Quote every line of the data below as it stands, omitting pictures.

Start Source excerpt

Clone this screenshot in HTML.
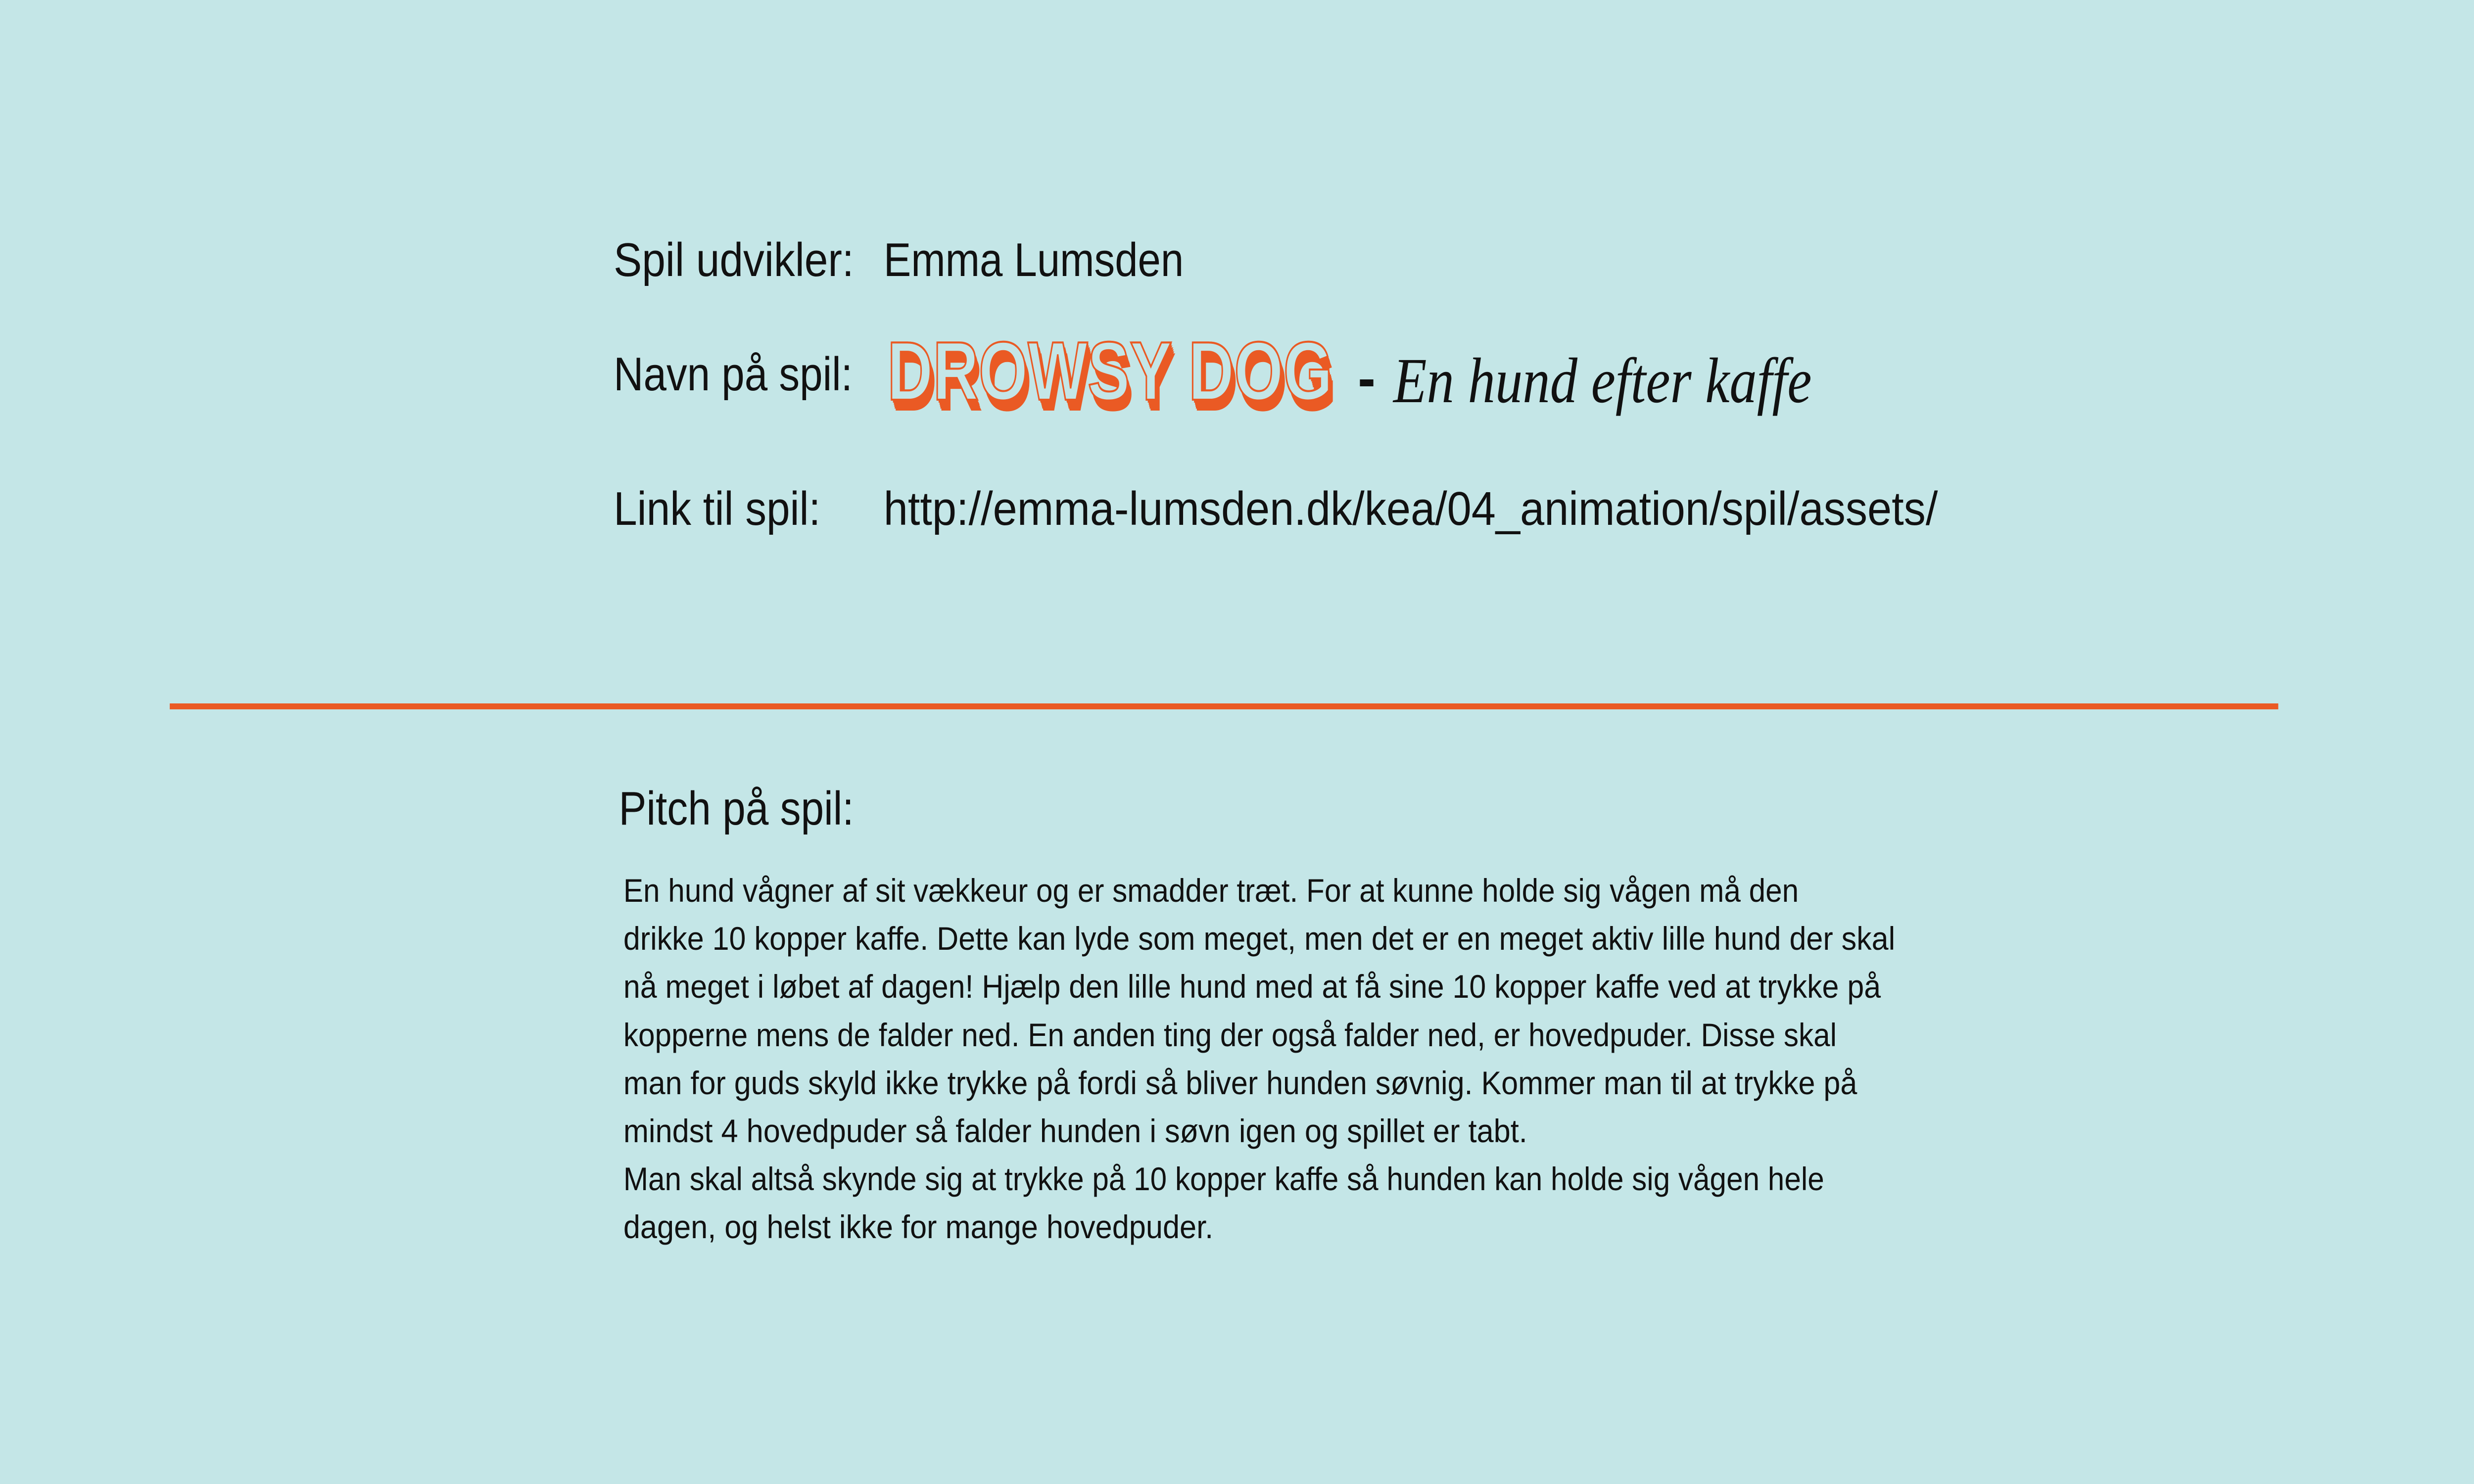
<!DOCTYPE html>
<html><head><meta charset="utf-8"><style>
html,body{margin:0;padding:0;background:#c4e6e7;width:100%;height:100%;overflow:hidden;}
svg{display:block;position:fixed;left:0;top:0;width:100vw;height:100vh}
</style></head><body>
<svg viewBox="0 0 5334 3000" preserveAspectRatio="none" xmlns="http://www.w3.org/2000/svg">
<rect width="5334" height="3000" fill="#c4e6e7"/>
<g font-family="Liberation Sans, sans-serif" fill="#111">
<text x="1323" y="558" font-size="96" textLength="518" lengthAdjust="spacingAndGlyphs">Spil udvikler:</text>
<text x="1905" y="558" font-size="96" textLength="647" lengthAdjust="spacingAndGlyphs">Emma Lumsden</text>
<text x="1323" y="789" font-size="96" textLength="515" lengthAdjust="spacingAndGlyphs">Navn på spil:</text>
<text x="1323" y="1061" font-size="96" textLength="446" lengthAdjust="spacingAndGlyphs">Link til spil:</text>
<text x="1905" y="1061" font-size="96" textLength="2273" lengthAdjust="spacingAndGlyphs">http://emma-lumsden.dk/kea/04_animation/spil/assets/</text>
<text x="1334" y="1667" font-size="96" textLength="507" lengthAdjust="spacingAndGlyphs">Pitch på spil:</text>
</g>
<g font-family="Liberation Sans Narrow, Liberation Sans, sans-serif" font-weight="bold" font-size="168" fill="#ea5a24">
<text x="1922" y="830" textLength="960" lengthAdjust="spacingAndGlyphs">DROWSY DOG</text>
<text x="1920" y="826" textLength="960" lengthAdjust="spacingAndGlyphs">DROWSY DOG</text>
<text x="1919" y="822" textLength="960" lengthAdjust="spacingAndGlyphs">DROWSY DOG</text>
<text x="1918" y="818" textLength="960" lengthAdjust="spacingAndGlyphs">DROWSY DOG</text>
<text x="1916" y="814" textLength="960" lengthAdjust="spacingAndGlyphs">DROWSY DOG</text>
<text x="1915" y="810" textLength="960" lengthAdjust="spacingAndGlyphs">DROWSY DOG</text>
<text x="1914" y="806" textLength="960" lengthAdjust="spacingAndGlyphs">DROWSY DOG</text>
<text x="1913" y="808" textLength="960" lengthAdjust="spacingAndGlyphs" fill="#c4e6e7" stroke="#ea5a24" stroke-width="4">DROWSY DOG</text>
</g>
<rect x="2932" y="767" width="29" height="14" fill="#111"/>
<text x="3004" y="813" font-family="Liberation Serif, serif" font-style="italic" font-size="130" fill="#111" textLength="902" lengthAdjust="spacingAndGlyphs">En hund efter kaffe</text>
<rect x="366" y="1422" width="4546" height="12" fill="#ea5a24"/>
<g font-family="Liberation Sans, sans-serif" font-size="66" fill="#111">
<text x="1344" y="1823" textLength="2534" lengthAdjust="spacingAndGlyphs">En hund vågner af sit vækkeur og er smadder træt. For at kunne holde sig vågen må den</text>
<text x="1344" y="1920" textLength="2742" lengthAdjust="spacingAndGlyphs">drikke 10 kopper kaffe. Dette kan lyde som meget, men det er en meget aktiv lille hund der skal</text>
<text x="1344" y="2017" textLength="2711" lengthAdjust="spacingAndGlyphs">nå meget i løbet af dagen! Hjælp den lille hund med at få sine 10 kopper kaffe ved at trykke på</text>
<text x="1344" y="2115" textLength="2616" lengthAdjust="spacingAndGlyphs">kopperne mens de falder ned. En anden ting der også falder ned, er hovedpuder. Disse skal</text>
<text x="1344" y="2212" textLength="2660" lengthAdjust="spacingAndGlyphs">man for guds skyld ikke trykke på fordi så bliver hunden søvnig. Kommer man til at trykke på</text>
<text x="1344" y="2309" textLength="1949" lengthAdjust="spacingAndGlyphs">mindst 4 hovedpuder så falder hunden i søvn igen og spillet er tabt.</text>
<text x="1344" y="2406" textLength="2589" lengthAdjust="spacingAndGlyphs">Man skal altså skynde sig at trykke på 10 kopper kaffe så hunden kan holde sig vågen hele</text>
<text x="1344" y="2503" textLength="1272" lengthAdjust="spacingAndGlyphs">dagen, og helst ikke for mange hovedpuder.</text>
</g>
</svg>
</body></html>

End Source excerpt

Correct answer:
Clone this screenshot in HTML.
<!DOCTYPE html>
<html><head><meta charset="utf-8"><style>
html,body{margin:0;padding:0;background:#c4e6e7;width:100%;height:100%;overflow:hidden;}
svg{display:block;position:fixed;left:0;top:0;width:100vw;height:100vh}
</style></head><body>
<svg viewBox="0 0 5334 3000" preserveAspectRatio="none" xmlns="http://www.w3.org/2000/svg">
<rect width="5334" height="3000" fill="#c4e6e7"/>
<g font-family="Liberation Sans, sans-serif" fill="#111">
<text x="1323" y="558" font-size="96" textLength="518" lengthAdjust="spacingAndGlyphs">Spil udvikler:</text>
<text x="1905" y="558" font-size="96" textLength="647" lengthAdjust="spacingAndGlyphs">Emma Lumsden</text>
<text x="1323" y="789" font-size="96" textLength="515" lengthAdjust="spacingAndGlyphs">Navn på spil:</text>
<text x="1323" y="1061" font-size="96" textLength="446" lengthAdjust="spacingAndGlyphs">Link til spil:</text>
<text x="1905" y="1061" font-size="96" textLength="2273" lengthAdjust="spacingAndGlyphs">http://emma-lumsden.dk/kea/04_animation/spil/assets/</text>
<text x="1334" y="1667" font-size="96" textLength="507" lengthAdjust="spacingAndGlyphs">Pitch på spil:</text>
</g>
<g font-family="Liberation Sans Narrow, Liberation Sans, sans-serif" font-weight="bold" font-size="168" fill="#ea5a24">
<text x="1922" y="830" textLength="960" lengthAdjust="spacingAndGlyphs">DROWSY DOG</text>
<text x="1920" y="826" textLength="960" lengthAdjust="spacingAndGlyphs">DROWSY DOG</text>
<text x="1919" y="822" textLength="960" lengthAdjust="spacingAndGlyphs">DROWSY DOG</text>
<text x="1918" y="818" textLength="960" lengthAdjust="spacingAndGlyphs">DROWSY DOG</text>
<text x="1916" y="814" textLength="960" lengthAdjust="spacingAndGlyphs">DROWSY DOG</text>
<text x="1915" y="810" textLength="960" lengthAdjust="spacingAndGlyphs">DROWSY DOG</text>
<text x="1914" y="806" textLength="960" lengthAdjust="spacingAndGlyphs">DROWSY DOG</text>
<text x="1913" y="808" textLength="960" lengthAdjust="spacingAndGlyphs" fill="#c4e6e7" stroke="#ea5a24" stroke-width="4">DROWSY DOG</text>
</g>
<rect x="2932" y="767" width="29" height="14" fill="#111"/>
<text x="3004" y="813" font-family="Liberation Serif, serif" font-style="italic" font-size="130" fill="#111" textLength="902" lengthAdjust="spacingAndGlyphs">En hund efter kaffe</text>
<rect x="366" y="1422" width="4546" height="12" fill="#ea5a24"/>
<g font-family="Liberation Sans, sans-serif" font-size="66" fill="#111">
<text x="1344" y="1823" textLength="2534" lengthAdjust="spacingAndGlyphs">En hund vågner af sit vækkeur og er smadder træt. For at kunne holde sig vågen må den</text>
<text x="1344" y="1920" textLength="2742" lengthAdjust="spacingAndGlyphs">drikke 10 kopper kaffe. Dette kan lyde som meget, men det er en meget aktiv lille hund der skal</text>
<text x="1344" y="2017" textLength="2711" lengthAdjust="spacingAndGlyphs">nå meget i løbet af dagen! Hjælp den lille hund med at få sine 10 kopper kaffe ved at trykke på</text>
<text x="1344" y="2115" textLength="2616" lengthAdjust="spacingAndGlyphs">kopperne mens de falder ned. En anden ting der også falder ned, er hovedpuder. Disse skal</text>
<text x="1344" y="2212" textLength="2660" lengthAdjust="spacingAndGlyphs">man for guds skyld ikke trykke på fordi så bliver hunden søvnig. Kommer man til at trykke på</text>
<text x="1344" y="2309" textLength="1949" lengthAdjust="spacingAndGlyphs">mindst 4 hovedpuder så falder hunden i søvn igen og spillet er tabt.</text>
<text x="1344" y="2406" textLength="2589" lengthAdjust="spacingAndGlyphs">Man skal altså skynde sig at trykke på 10 kopper kaffe så hunden kan holde sig vågen hele</text>
<text x="1344" y="2503" textLength="1272" lengthAdjust="spacingAndGlyphs">dagen, og helst ikke for mange hovedpuder.</text>
</g>
</svg>
</body></html>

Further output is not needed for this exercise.